Celeste Holm was born in New York on April 29, 1917, to an insurance executive and a portrait painter. As a toddler, she saw the legendary Russian dancer Anna Pavlova and was smitten.

“When you’re two and a half, everything is stumbling and tripping and there she was, being tossed in midair, caught, no mistakes, no falls,” she told a reporter in 1991. “She never knew what an impression she made.”

A few months after the Pavlova concert, she was at the Waldorf-Astoria Hotel in New York and began dancing to the music of the hotel pianist. She was startled when she heard people applaud, and ran under the piano. Her mother assured her that clapping meant approval.

After ballet and voice training, she worked in summer stock and received a significant part on Broadway in “The Time of Your Life” (1939), William Saroyan’s Pulitzer Prize-winning drama.
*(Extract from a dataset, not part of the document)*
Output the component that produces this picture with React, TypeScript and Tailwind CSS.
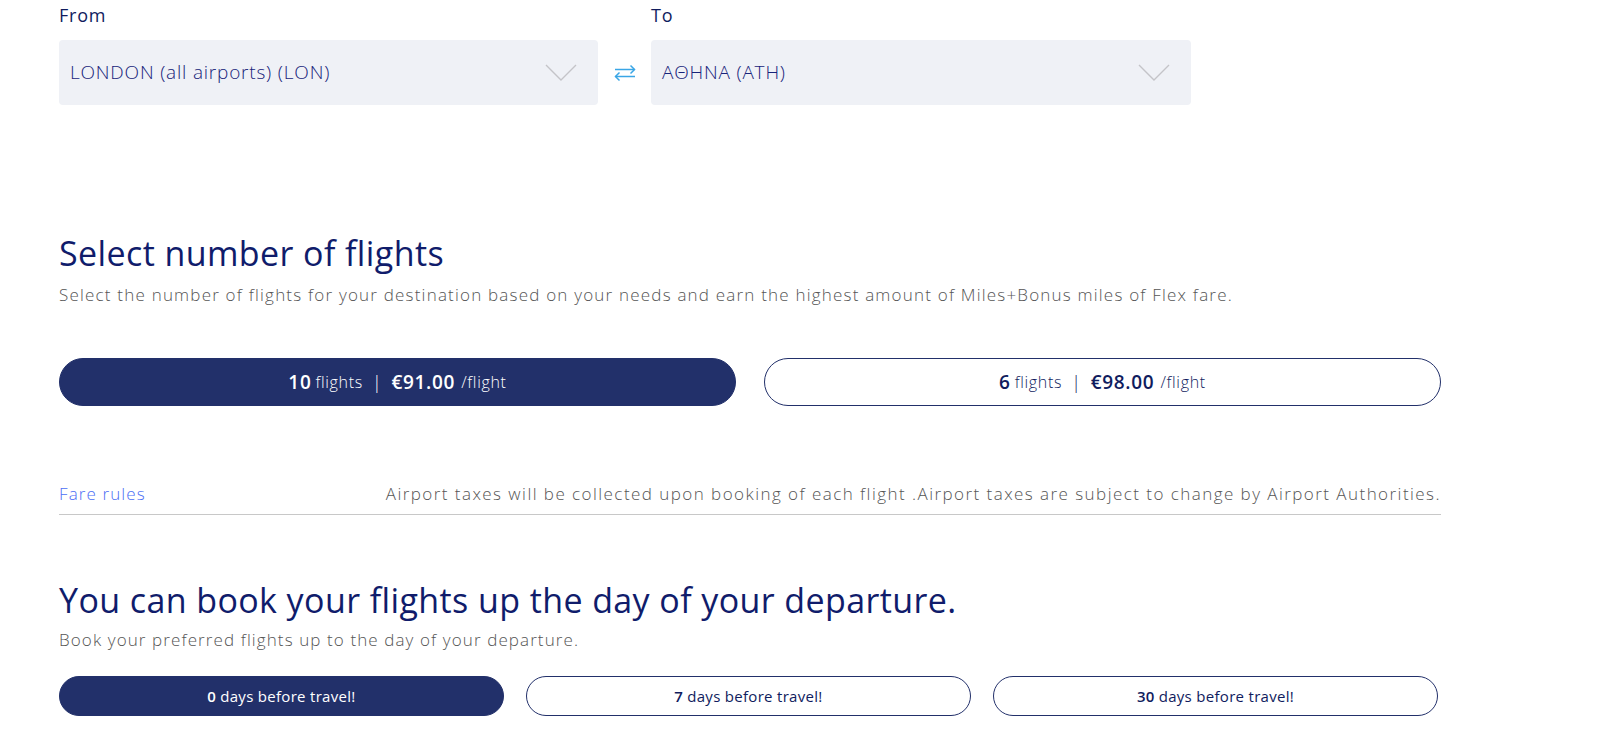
import * as React from "react";

// Route selector + flight bundle options

function Chevron() {
  return (
    <svg width="32" height="17" viewBox="0 0 32 17" fill="none" className="shrink-0">
      <path d="M1 1 L16 16 L31 1" stroke="#c4c4c8" strokeWidth="1.4" />
    </svg>
  );
}

function SwapIcon() {
  return (
    <svg width="24" height="24" viewBox="0 0 24 24" fill="none" stroke="#3aa6e6" strokeWidth="1.5">
      <path d="M2 8.5 H21.5" />
      <path d="M17.5 4.5 L21.5 8.5 L17.5 12.5" />
      <path d="M22 15.5 H2.5" />
      <path d="M6.5 11.5 L2.5 15.5 L6.5 19.5" />
    </svg>
  );
}

function SelectBox({ value }: { value: string }) {
  return (
    <div className="flex h-[65px] items-center justify-between rounded-[4px] bg-[#eff1f6] pl-[11px] pr-[21px]">
      <span className="text-[19px] font-light tracking-[0.8px] text-[#17237a]">{value}</span>
      <Chevron />
    </div>
  );
}

const flightOptions = [
  { count: 10, price: "€91.00", selected: true },
  { count: 6, price: "€98.00", selected: false },
];

const dayOptions = [
  { days: 0, selected: true },
  { days: 7, selected: false },
  { days: 30, selected: false },
];

export default function App() {
  return (
    <div className="min-h-[746px] bg-white font-['Open_Sans',sans-serif] text-[#101c6b]">
      <div className="w-[1382px] pl-[59px] box-content">
        {/* route */}
        <div className="flex items-end">
          <div className="w-[539px]">
            <div className="mb-[10px] text-[18px] leading-[30px] font-medium tracking-[0.8px] text-[#101c5e]">From</div>
            <SelectBox value="LONDON (all airports) (LON)" />
          </div>
          <div className="flex h-[65px] w-[53px] items-center justify-center">
            <SwapIcon />
          </div>
          <div className="w-[540px]">
            <div className="mb-[10px] text-[18px] leading-[30px] font-medium tracking-[0.8px] text-[#101c5e]">To</div>
            <SelectBox value="ΑΘΗΝΑ (ΑΤΗ)" />
          </div>
        </div>

        {/* number of flights */}
        <h2 className="mt-[128px] text-[34px] leading-[40px] font-medium tracking-[0.4px] text-[#101c6b]">
          Select number of flights
        </h2>
        <p className="mt-[10px] text-[17px] leading-[24px] font-light tracking-[1.2px] text-[#555]">
          Select the number of flights for your destination based on your needs and earn the highest amount of Miles+Bonus miles of Flex fare.
        </p>
        <div className="mt-[51px] grid grid-cols-2 gap-[28px]">
          {flightOptions.map((o) => (
            <button
              key={o.count}
              className={
                o.selected
                  ? "flex h-[48px] items-center justify-center rounded-full border border-[#22306a] bg-[#22306a] tracking-[0.7px] text-white"
                  : "flex h-[48px] items-center justify-center rounded-full border border-[#22306a] bg-white tracking-[0.7px] text-[#101c5e]"
              }
            >
              <span className="text-[19px] font-semibold">{o.count}</span>
              <span className="ml-[4px] text-[16px] font-light">flights</span>
              <span className="mx-[9px] text-[18px] font-light">|</span>
              <span className="text-[19px] font-semibold">{o.price}</span>
              <span className="ml-[6px] text-[16px] font-light">/flight</span>
            </button>
          ))}
        </div>

        {/* fare rules */}
        <div className="mt-[76px] flex items-center justify-between border-b border-[#c8c8c8] pb-[8px] leading-[24px]">
          <a className="text-[17px] font-light tracking-[1.1px] text-[#4c6ef5]">Fare rules</a>
          <span className="text-[17px] font-light tracking-[1.45px] text-[#555]">
            Airport taxes will be collected upon booking of each flight .Airport taxes are subject to change by Airport Authorities.
          </span>
        </div>

        {/* days before */}
        <h2 className="mt-[65px] text-[34px] leading-[40px] font-medium tracking-[0.4px] text-[#101c6b]">
          You can book your flights up the day of your departure.
        </h2>
        <p className="mt-[8px] text-[17px] leading-[24px] font-light tracking-[1.1px] text-[#555]">
          Book your preferred flights up to the day of your departure.
        </p>
        <div className="mt-[24px] grid w-[1379px] grid-cols-3 gap-[22px]">
          {dayOptions.map((d) => (
            <button
              key={d.days}
              className={
                d.selected
                  ? "flex h-[40px] items-center justify-center rounded-full border border-[#22306a] bg-[#22306a] text-[15px] tracking-[0.3px] text-white"
                  : "flex h-[40px] items-center justify-center rounded-full border border-[#22306a] bg-white text-[15px] tracking-[0.3px] text-[#101c5e]"
              }
            >
              <span className="font-semibold">{d.days}</span>
              <span className="ml-[4px]">days before travel!</span>
            </button>
          ))}
        </div>
      </div>
    </div>
  );
}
She left the long-running “Oklahoma!” to star in “Bloomer Girl” (1944), a hit musical by Harold Arlen and E.Y. “Yip” Harburg about an undergarment craze.

Despite her critical success in Hollywood, she asked for a release from her studio contract in 1950 to return to Broadway. In a space of a few years, she played a contemporary Washingtonian in Louis Verneuil’s comedy “Affairs of State”; Anna, an English governess, in Rodgers and Hammerstein’s “The King and I”; and the title tramp in Eugene O'Neill’s “Anna Christie.”

She often appeared opposite her fourth husband, the actor Wesley Addy. They toured together in “Mame” and were in the Broadway revival of “Candida” (1970), she in the title role.

Among her last shows was Paul Rudnick’s comedy “I Hate Hamlet” (1991), in which she played an actor’s chain-smoking agent. The next year, she was inducted into the Theater Hall of Fame.

A regular presence on television since the 1950s, Ms. Holm was nominated for an Emmy for her supporting role as first lady Florence Harding in the 1979 NBC miniseries “Backstairs at the White House.”

She donated time and money to causes such as mental health services and arts education. In the 1980s, she served on the National Council on the Arts.

Her marriages to Ralph Nelson, Francis Davies and A. Schuyler Dunning ended in divorce. Addy died in 1996.

In 2004, she married her fifth husband, opera singer Frank Basile. In addition to her husband, survivors include a son from her first marriage, Ted Nelson; a son from her third marriage, Daniel Dunning; and three grandchildren.

In recent years, Ms. Holm’s savings became entangled in a legal battle between her sons and Basile, who is more than four decades her junior. By the end of her life, as she suffered from memory loss, she was reportedly dependent on Social Security and estranged from her children.

When she was in her early 70s, she was asked whether she had considered retiring. “No. What for?” she said. “If people retired, we wouldn’t have had Laurence Olivier, Ralph Richardson, John Gielgud. . . . I think it’s very important to hang on as long as we can.”